Sparse Matrix Conjugate Gradient
In the previous blog post, I introduced Hotelling's method for computing the inverse of a matrix. In this page, I would like to describe a similar tool: the sparse matrix conjugate gradient. We would like to solve the following equation:
$$\begin{equation} AX = B \end{equation}$$
where $A$, $X$, and $B$ are also sparse matrices. This can of course be used to invert a matrix, by setting $B=I$.
I will presume that you are familiar with the standard linear equation:
$$\begin{equation} Ax = b \end{equation}$$
where now $x$ and $b$ are vectors. One way to solve this is to use the conjugate gradient method. Below I've converted the algorithm shown on the Wikipedia[1] into python:
# Libraries
from scipy.sparse import rand
import numpy
from sys import argv
# Input Parameters
dimension = int(argv[1])
sparsity = float(argv[2])
# Initial Matrix and Vectors
A = rand(dimension, dimension, density=sparsity, format="csr")
A = A + A.T
x = numpy.zeros(dimension)
x[0] = 1
b = numpy.random.rand(dimension)
# Iterate
r = b - A.dot(x)
p = r.copy()
for i in range(0, 100):
Ap = A.dot(p)
top = numpy.dot(r.T, r)
bottom = numpy.dot(p.T, Ap)
alpha = top / bottom
x = x + alpha * p
r = r - alpha * Ap
norm_value = numpy.linalg.norm(r)
if norm_value < 1e-8:
break
new_top = numpy.dot(r.T, r)
beta = new_top/top
p = r + beta * p
print("Done:", i, norm_value)
Usual caveats about the condition number, existence of solutions, etc. Also, check out the cleverly titled reference [2] if you want a more detailed review of this method.

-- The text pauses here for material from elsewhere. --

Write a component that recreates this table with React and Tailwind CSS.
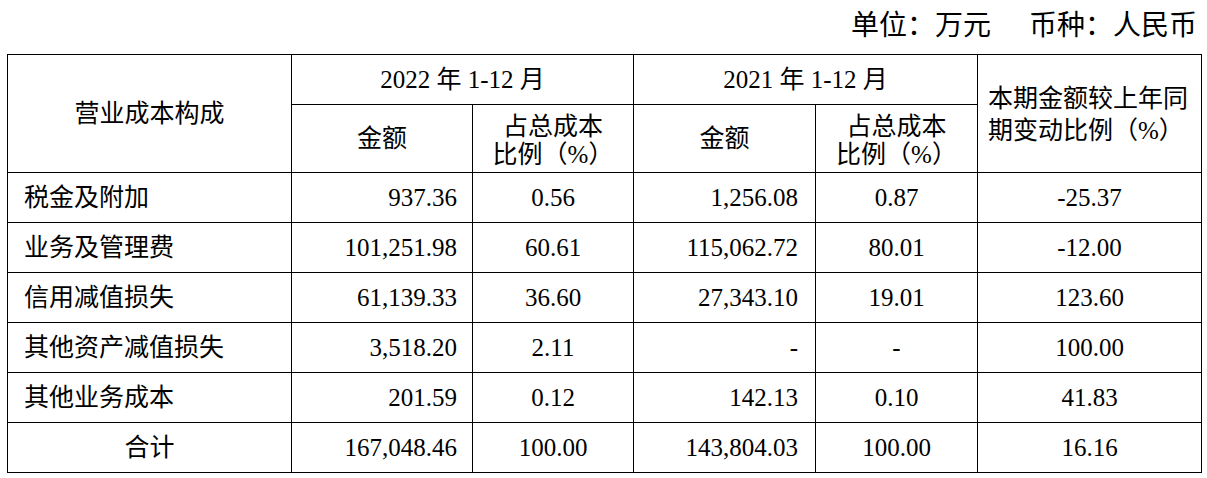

Now lets expand to the matrix case. It's easiest to think of the matrix case as being the vector case, but you're trying to solve for multiple right hand sides. Matrix-vector multiplication is now matrix-matrix multiplication, because that's how you multiply a matrix by a set of vectors. For the dot products, we just pairwise multiply the matrices and sum up their elements (see the last blog post).
# Libraries
import numpy
from scipy.sparse import identity, rand
from scipy.sparse.linalg import norm
from sys import argv
# Input Parameters
dimension = int(argv[1])
sparsity = float(argv[2])
# Initial Matrix and Vectors
A = rand(dimension, dimension, density=sparsity, format="csr")
A = A + A.T + identity(dimension)
X = identity(dimension)
B = identity(dimension)
# Iterate
R = B - A.dot(X)
P = R.copy()
for i in range(0, 1000):
AP = A.dot(P)
AP = 0.5*(AP.T + AP)
top = ((R.T).multiply(R)).sum()
bottom = ((P.T).multiply(AP)).sum()
alpha = top / bottom
X = X + alpha * P
R = R - alpha * AP
norm_value = norm(R)
if norm_value < 1e-8:
break
new_top = ((R.T).multiply(R)).sum()
beta = new_top/top
P = R + beta * P
print("Done:", i, norm_value)
I snuck in a symmetrizing operation because I noticed some drift.
One important difference between using CG and Hotelling's method is that we can also introduce a preconditioner into the mix. Additionally, there are often situations where we have a good guess for a solution, and just want to use CG to refine it. Perhaps in a future blog post we can study the performance comparison closer...
[1] https://en.wikipedia.org/wiki/Conjugate_gradient_method
[2] Shewchuk, Jonathan Richard. "An introduction to the conjugate gradient method without the agonizing pain." (1994).